Applebaum is concerned about the authoritarian sensibility of far-left campus agitators, Twitter mobs and intellectuals turned spin doctors, and she was one of the signatories of the Harper’s letter on justice and open debate. But while she acknowledges that their cultural power is growing, Applebaum argues that only the anti-democratic clercs commonly associated with the nationalist or populist right—a movement “more Bolshevik than Burkean”—have managed to actually get into government.

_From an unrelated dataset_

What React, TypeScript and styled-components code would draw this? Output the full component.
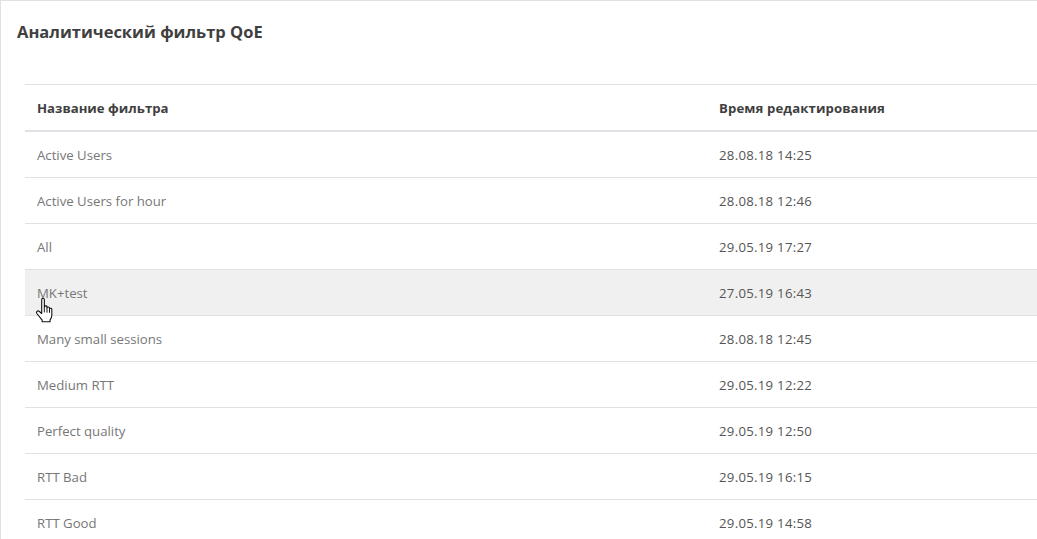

To demonstrate this, Applebaum takes her readers on a stroll through the contemporary political landscape of five countries. First, she covers Poland and Hungary, where the political movements Applebaum is critical of are in government, and then the UK, Spain and the US, where she argues that they are gaining influence. She has personal connections in and familiarity with each place, and her anecdotes, quotations and observations from them form one of the most interesting parts of Twilight of Democracy.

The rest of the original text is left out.